Cм. также на сайте «Нового литературного обозрения»: http://www.nlo.magazine.ru
О феномене «новой эмигрантской литературы»,
о прозе Виталия Печерникова и Михаила Федотова;
об интернетовских литературных журналах
Если бы у нас по-прежнему существовала критика, описывающая литературу с помощью тематических признаков (военная проза, деревенская, молодежная, городская), то критика эта обязательно выделила бы на сегодняшней карте нашей литературы огромную область под названием «новая эмигрантская проза». Чуть ли не каждый третий (ну пятый — это уж точно) текст так или иначе, но — про эмиграцию. Эмиграцию туда или — обратно. Можно сказать, что появилась целая литература с собственными разделами и подразделами, со своими классиками, скажем, Довлатовым или Диной Рубиной, и эпигонами, со своими достижениями (к каковым я бы, например, отнес появившиеся недавно «Прозу поэта» Юрия Малецкого, «Щель обетованья» Наума Ваймана, «Славянский акцент» Марины Палей) и своими провалами (скажем, проза Н. Медведевой или В. Калашниковой). Короче, тема эта сегодня почти безбрежная. Не посягая на ее развертывание, хочу начать этот выпуск «Сетевой литературы» заметками о двух новых «эмигрантских» повествованиях: «Я вернулся» Михаила Федотова (интернетовский журнал «Русский переплет») и первая часть книги Виталия Печерского «Немецкий омнибус» (интернетовский журнал «Крещатик»).

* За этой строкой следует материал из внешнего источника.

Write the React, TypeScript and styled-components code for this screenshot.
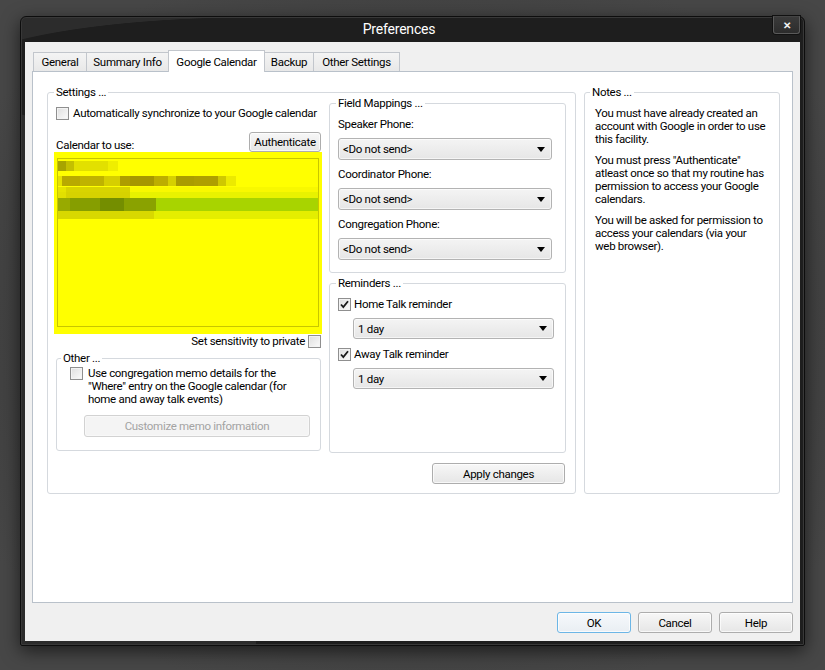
import styled, { createGlobalStyle } from "styled-components";

const GlobalStyle = createGlobalStyle`
  * { box-sizing: border-box; }
  html, body {
    margin: 0;
    padding: 0;
    background: #444444;
  }
  body {
    font-family: Roboto, "Liberation Sans", Arial, sans-serif;
    font-size: 11.5px;
    letter-spacing: -0.3px;
    color: #000;
  }
`;

type Seg = { w: number; c: string };
type MosaicLine = { gap: number; h: number; segs: Seg[] };

// pixelated (blurred out) calendar names inside the yellow highlight
const calendarRows: MosaicLine[] = [
  {
    gap: 2,
    h: 10,
    segs: [
      { w: 8, c: "#a8a400" },
      { w: 8, c: "#c4c000" },
      { w: 34, c: "#e2e000" },
      { w: 10, c: "#efee00" },
    ],
  },
  {
    gap: 5,
    h: 10,
    segs: [
      { w: 4, c: "#e6e200" },
      { w: 18, c: "#b8aa00" },
      { w: 24, c: "#bfb300" },
      { w: 16, c: "#d6cf00" },
      { w: 10, c: "#ad9d00" },
      { w: 24, c: "#a69700" },
      { w: 14, c: "#bcae00" },
      { w: 8, c: "#d6d000" },
      { w: 18, c: "#aa9c00" },
      { w: 24, c: "#ae9f00" },
      { w: 8, c: "#cfc800" },
      { w: 10, c: "#ecea00" },
    ],
  },
  {
    gap: 1,
    h: 5,
    segs: [
      { w: 8, c: "#e6e400" },
      { w: 64, c: "#d8d400" },
      { w: 188, c: "#f8f800" },
    ],
  },
  {
    gap: 0,
    h: 6,
    segs: [
      { w: 8, c: "#e2e000" },
      { w: 64, c: "#d6d200" },
      { w: 188, c: "#e8f200" },
    ],
  },
  {
    gap: 0,
    h: 13,
    segs: [
      { w: 12, c: "#98aa00" },
      { w: 30, c: "#869e00" },
      { w: 24, c: "#748e00" },
      { w: 32, c: "#8aa200" },
      { w: 163, c: "#a8d400" },
    ],
  },
  {
    gap: 0,
    h: 8,
    segs: [
      { w: 96, c: "#d8d800" },
      { w: 164, c: "#e4ee00" },
    ],
  },
];

function CheckBox({ checked = false }: { checked?: boolean }) {
  return (
    <Box>
      {checked && (
        <svg width="11" height="11" viewBox="0 0 11 11">
          <path
            d="M2 5.5 L4.3 8 L9 2.2"
            fill="none"
            stroke="#1a1a1a"
            strokeWidth="1.8"
          />
        </svg>
      )}
    </Box>
  );
}

function Dropdown({
  value,
  width,
  height,
}: {
  value: string;
  width: number;
  height: number;
}) {
  return (
    <Select $width={width} $height={height}>
      <span>{value}</span>
      <svg width="8" height="5" viewBox="0 0 8 5">
        <path d="M0 0 H8 L4 5 Z" fill="#000" />
      </svg>
    </Select>
  );
}

export default function App() {
  return (
    <Screen>
      <GlobalStyle />
      <Window>
        <TitleBar>
          <Title>Preferences</Title>
          <CloseButton>✕</CloseButton>
        </TitleBar>
        <Client>
          <TabStrip>
            <Tab $width={54}>General</Tab>
            <Tab $width={83}>Summary Info</Tab>
            <Tab $width={97} $active>
              Google Calendar
            </Tab>
            <Tab $width={50}>Backup</Tab>
            <Tab $width={87}>Other Settings</Tab>
          </TabStrip>
          <Panel>
            <GroupBox $width={529} $height={409}>
              <Legend>Settings ...</Legend>
              <SettingsGrid>
                <LeftColumn>
                  <CheckRow>
                    <CheckBox />
                    <span>Automatically synchronize to your Google calendar</span>
                  </CheckRow>
                  <CalendarHeader>
                    <LineLabel>Calendar to use:</LineLabel>
                    <Button $width={72} $height={20}>
                      Authenticate
                    </Button>
                  </CalendarHeader>
                  <Highlight>
                    <ListBox>
                      {calendarRows.map((row, i) => (
                        <MosaicRow key={i} $gap={row.gap} $h={row.h}>
                          {row.segs.map((s, j) => (
                            <span
                              key={j}
                              style={{ width: s.w, background: s.c }}
                            />
                          ))}
                        </MosaicRow>
                      ))}
                    </ListBox>
                  </Highlight>
                  <SensitivityRow>
                    <span>Set sensitivity to private</span>
                    <CheckBox />
                  </SensitivityRow>
                  <GroupBox $width={265} $height={100} $indent={4} $top={3}>
                    <Legend>Other ...</Legend>
                    <OtherBody>
                      <CheckRow $multiline $gap={5}>
                        <CheckBox />
                        <span>
                          Use congregation memo details for the
                          <br />
                          "Where" entry on the Google calendar (for
                          <br />
                          home and away talk events)
                        </span>
                      </CheckRow>
                      <Button $width={226} $height={22} $disabled>
                        Customize memo information
                      </Button>
                    </OtherBody>
                  </GroupBox>
                </LeftColumn>
                <RightColumn>
                  <GroupBox $width={237} $height={177}>
                    <Legend>Field Mappings ...</Legend>
                    <FieldBody>
                      <LineLabel>Speaker Phone:</LineLabel>
                      <Dropdown value="<Do not send>" width={214} height={22} />
                      <LineLabel>Coordinator Phone:</LineLabel>
                      <Dropdown value="<Do not send>" width={214} height={22} />
                      <LineLabel>Congregation Phone:</LineLabel>
                      <Dropdown value="<Do not send>" width={214} height={22} />
                    </FieldBody>
                  </GroupBox>
                  <GroupBox $width={237} $height={177} $top={3}>
                    <Legend>Reminders ...</Legend>
                    <ReminderBody>
                      <CheckRow $gap={3}>
                        <CheckBox checked />
                        <span>Home Talk reminder</span>
                      </CheckRow>
                      <Indented>
                        <Dropdown value="1 day" width={201} height={21} />
                      </Indented>
                      <CheckRow $gap={3}>
                        <CheckBox checked />
                        <span>Away Talk reminder</span>
                      </CheckRow>
                      <Indented>
                        <Dropdown value="1 day" width={201} height={21} />
                      </Indented>
                    </ReminderBody>
                  </GroupBox>
                  <ApplyWrap>
                    <Button $width={133} $height={21}>
                      Apply changes
                    </Button>
                  </ApplyWrap>
                </RightColumn>
              </SettingsGrid>
            </GroupBox>
            <GroupBox $width={196} $height={409} $indent={5}>
              <Legend>Notes ...</Legend>
              <Notes>
                <p>
                  You must have already created an
                  <br />
                  account with Google in order to use
                  <br />
                  this facility.
                </p>
                <p>
                  You must press "Authenticate"
                  <br />
                  atleast once so that my routine has
                  <br />
                  permission to access your Google
                  <br />
                  calendars.
                </p>
                <p>
                  You will be asked for permission to
                  <br />
                  access your calendars (via your
                  <br />
                  web browser).
                </p>
              </Notes>
            </GroupBox>
          </Panel>
          <DialogButtons>
            <Button $width={74} $height={21} $default>
              OK
            </Button>
            <Button $width={74} $height={21}>
              Cancel
            </Button>
            <Button $width={74} $height={21}>
              Help
            </Button>
          </DialogButtons>
        </Client>
      </Window>
    </Screen>
  );
}

const Screen = styled.div`
  width: 825px;
  height: 670px;
  padding: 16px 20px 0 20px;
  background: radial-gradient(ellipse 520px 380px at 412px 330px, #3d3d3d 60%, #474747 100%);
  overflow: hidden;
`;

const Window = styled.div`
  width: 785px;
  height: 630px;
  display: flex;
  flex-direction: column;
  padding: 0 4px 4px 4px;
  border: 1px solid #0d0d0d;
  border-radius: 6px 6px 2px 2px;
  background: radial-gradient(303px 60px at 235px 60px, #1e1e1e 99%, rgba(30, 30, 30, 0) 100%),
    linear-gradient(90deg, #2c2c2c 235px, #1e1e1e 235px);
  box-shadow: inset 0 0 0 1px #383838, 0 5px 18px rgba(0, 0, 0, 0.6);
`;

const TitleBar = styled.div`
  height: 25px;
  display: flex;
  align-items: flex-start;
`;

const Title = styled.div`
  flex: 1;
  text-align: center;
  line-height: 25px;
  font-size: 14px;
  letter-spacing: -0.2px;
  color: #ffffff;
`;

const CloseButton = styled.div`
  width: 27px;
  height: 18px;
  margin-top: -1px;
  display: flex;
  align-items: center;
  justify-content: center;
  border: 1px solid #5a5a5a;
  border-top-color: #444;
  border-radius: 0 0 3px 3px;
  background: linear-gradient(#3a3a3a, #2c2c2c);
  box-shadow: 0 0 0 1px #111;
  color: #f2f2f2;
  font-size: 10px;
  font-weight: 700;
  letter-spacing: 0;
`;

const Client = styled.div`
  flex: 1;
  display: flex;
  flex-direction: column;
  padding: 10px 7px 8px 7px;
  background: #f0f0f0;
`;

const TabStrip = styled.div`
  height: 19px;
  display: flex;
  align-items: flex-end;
  padding-left: 1px;
`;

const Tab = styled.div<{ $width: number; $active?: boolean }>`
  position: relative;
  width: ${(p) => p.$width}px;
  height: ${(p) => (p.$active ? 22 : 19)}px;
  margin-left: -1px;
  margin-bottom: ${(p) => (p.$active ? -1 : 0)}px;
  z-index: ${(p) => (p.$active ? 2 : 1)};
  display: flex;
  align-items: center;
  justify-content: center;
  padding-bottom: ${(p) => (p.$active ? 0 : 1)}px;
  border: 1px solid #c2c6cc;
  border-bottom: none;
  background: ${(p) =>
    p.$active ? "#ffffff" : "linear-gradient(#f4f4f4, #e8e8e8)"};
  white-space: nowrap;
  &:first-child {
    margin-left: 0;
  }
`;

const Panel = styled.div`
  height: 532px;
  display: flex;
  align-items: flex-start;
  gap: 8px;
  padding: 13px 13px 0 14px;
  border: 1px solid #b9c1ca;
  background: #ffffff;
`;

const GroupBox = styled.fieldset<{
  $width: number;
  $height: number;
  $indent?: number;
  $top?: number;
}>`
  width: ${(p) => p.$width}px;
  height: ${(p) => p.$height}px;
  margin: ${(p) => p.$top ?? 0}px 0 0 0;
  padding: 0;
  min-width: 0;
  flex: none;
  border: 1px solid #d5d9de;
  border-radius: 3px;

  & > legend {
    margin-left: ${(p) => p.$indent ?? 6}px;
  }
`;

const Legend = styled.legend`
  padding: 0 2px;
  line-height: 14px;
`;

const SettingsGrid = styled.div`
  display: grid;
  grid-template-columns: 266px 237px;
  column-gap: 7px;
  margin-top: -3px;
  padding-left: 8px;
`;

const LeftColumn = styled.div`
  display: flex;
  flex-direction: column;
  padding-top: 10px;
`;

const RightColumn = styled.div`
  display: flex;
  flex-direction: column;
`;

const CheckRow = styled.div<{ $multiline?: boolean; $gap?: number }>`
  display: flex;
  align-items: ${(p) => (p.$multiline ? "flex-start" : "center")};
  gap: ${(p) => p.$gap ?? 4}px;
  line-height: ${(p) => (p.$multiline ? 13 : 14)}px;
  white-space: nowrap;
`;

const Box = styled.span`
  width: 13px;
  height: 13px;
  flex: none;
  display: flex;
  align-items: center;
  justify-content: center;
  border: 1px solid #8f8f8f;
  background: linear-gradient(135deg, #dedede, #fbfbfb);
  box-shadow: inset 0 0 0 1px #f3f3f3;
`;

const CalendarHeader = styled.div`
  display: flex;
  align-items: flex-end;
  justify-content: space-between;
  margin-top: 12px;
  padding-right: 1px;
`;

const LineLabel = styled.div`
  line-height: 14px;
  white-space: nowrap;
`;

const Button = styled.div<{
  $width: number;
  $height: number;
  $disabled?: boolean;
  $default?: boolean;
}>`
  width: ${(p) => p.$width}px;
  height: ${(p) => p.$height}px;
  flex: none;
  display: flex;
  align-items: center;
  justify-content: center;
  border: 1px solid
    ${(p) => (p.$default ? "#6cb6e6" : p.$disabled ? "#d2d2d2" : "#adadad")};
  border-radius: 3px;
  background: ${(p) =>
    p.$disabled
      ? "#f4f4f4"
      : p.$default
      ? "linear-gradient(#f6f9fc, #e9eef3)"
      : "linear-gradient(#f7f7f7, #e6e6e6)"};
  box-shadow: inset 0 0 0 1px
    ${(p) => (p.$disabled ? "#f8f8f8" : "rgba(255, 255, 255, 0.7)")};
  color: ${(p) => (p.$disabled ? "#a3a3a3" : "#000")};
  white-space: nowrap;
`;

const Highlight = styled.div`
  margin-left: -2px;
  padding: 6px 3px 7px 3px;
  background: #ffff00;
`;

const ListBox = styled.div`
  height: 169px;
  border: 1px solid #c8c600;
  display: flex;
  flex-direction: column;
  overflow: hidden;
`;

const MosaicRow = styled.div<{ $gap: number; $h: number }>`
  display: flex;
  flex: none;
  margin-top: ${(p) => p.$gap}px;
  height: ${(p) => p.$h}px;
  & > span {
    flex: none;
    height: 100%;
  }
`;

const SensitivityRow = styled.div`
  display: flex;
  align-items: center;
  justify-content: flex-end;
  gap: 3px;
  height: 14px;
  padding-right: 1px;
  white-space: nowrap;
`;

const OtherBody = styled.div`
  display: flex;
  flex-direction: column;
  align-items: flex-start;
  gap: 9px;
  padding: 2px 0 0 13px;

  & > ${Button} {
    margin-left: 14px;
  }
`;

const FieldBody = styled.div`
  display: flex;
  flex-direction: column;
  align-items: flex-start;
  gap: 7px;
  padding: 7px 0 0 8px;
`;

const ReminderBody = styled.div`
  display: flex;
  flex-direction: column;
  align-items: flex-start;
  padding: 7px 0 0 8px;
`;

const Indented = styled.div`
  padding-left: 15px;
  margin-top: 7px;
  margin-bottom: 8px;
`;

const Select = styled.div<{ $width: number; $height: number }>`
  width: ${(p) => p.$width}px;
  height: ${(p) => p.$height}px;
  display: flex;
  align-items: center;
  justify-content: space-between;
  padding: 0 6px 0 4px;
  border: 1px solid #b3b3b3;
  border-radius: 3px;
  background: linear-gradient(#f4f4f4, #e6e6e6);
  box-shadow: inset 0 0 0 1px rgba(255, 255, 255, 0.6);
  white-space: nowrap;
`;

const ApplyWrap = styled.div`
  display: flex;
  justify-content: flex-end;
  margin-top: 10px;
  padding-right: 1px;
`;

const Notes = styled.div`
  padding: 8px 0 0 10px;
  line-height: 13px;
  white-space: nowrap;

  p {
    margin: 0 0 8px 0;
  }
`;

const DialogButtons = styled.div`
  display: flex;
  justify-content: flex-end;
  gap: 7px;
  margin-top: 9px;
`;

Об этих текстах при всех их возможных недостатках следует говорить как о литературе. Оба сочинения настолько характерны для общей волны новой эмигрантской прозы, что провоцируют на некие формулировки относительно самого ее феномена.
«Немецкий омнибус» Печерского (http://www.kreschatik.demon.nl/Archive/No_7/prose.htm#pecherskij)написан в стилистике лирико-философской дневниковой прозы с элементами экспрессионизма. Здесь нужно отдать должное автору, не смущающемуся частичной заимствованностью интонаций у Генри Миллера — «Тропику Рака» он объясняется в любви через страницу. И это хорошо, потому что Печерский смог преодолеть Миллера, разумеется, на своем уровне, художественном и содержательном: автору удалось во многом сделать миллеровскую интонацию собственной, а этого более чем достаточно.
Перед нами записки эмигранта из России, живущего в общежитии для переселенцев в небольшом немецком городке. В романе есть такой эпизод: одним из переселенцев-соседей повествователя оказывается армянский писатель. Оба они занимаются одним: каждый пишет свою книгу. И повествователь, наблюдая творческие муки коллеги, сочиняющего сюжет, героев, подбирающего фактуру для своей книги, искренне недоумевает: зачем? Зачем сочинять, когда сама повседневность вокруг настолько выразительна, что ее нужно только записывать. Ничего более. Для Печерского это принципиальная установка. Пересказывать «Немецкий омнибус» бессмысленно, внешне это хаотическое собрание портретных зарисовок, пейзажей, историй, скажем, о бывших советских прапорщиках, наезжающих из новой России за подержанными немецкими машинами, о поездке в Нордхаузен, об уроках немецкого языка, о русских в немецких магазинах, о ландшафте в предгорьях Гарца, о ритуале немецкого застолья, о смысле занятий литературой, о немецких кабачках, о заболевшей собаке соседа и т. д. «То, что я пишу, похоже на дневник. Отрывочные заметки, комментарии. Для настоящей книги необходим герой. В казарме, которую ее обитатели прозвали „хаймом“, — нет, это не еврейское имя, а сокращение от немецкого „вонхайм“ (общежитие), — героев нет. Все одинаково бесцветны. Люди без свойств, но выбора нет, и я стараюсь придать им героизма хотя бы на бумаге».
Печерский делает попытку изобразить поток жизни «таким, какой он есть». И при этом у читателя не возникает ощущения бессвязного бессюжетного говорения. У романа Печерского есть сюжет, есть предмет описания, который превращает «пестрый сор» эмигрантского быта в цельное художественное повествование. Сюжет романа внутри самой ситуации, которую он изображает. Сюжет напряженнейший, драматичнейший — это сама эмиграция, то есть ситуация, в которой человек меняет мир, что вырастил и сформировал его для жизни именно в этом мире, на мир действительно другой; ситуация человека, меняющего свою жизнь, но не имеющего возможности при этом поменять свою кожу. В какой-то степени это добровольная смерть для воскрешения в новом качестве с непредсказуемыми последствиями — вполне возможно, что тот заново родившийся человек будет иметь совершенно другую иерархию ценностей, и при этом ценности, которые вынудили его на такую страшную операцию над собой, не будут иметь прежнего значения.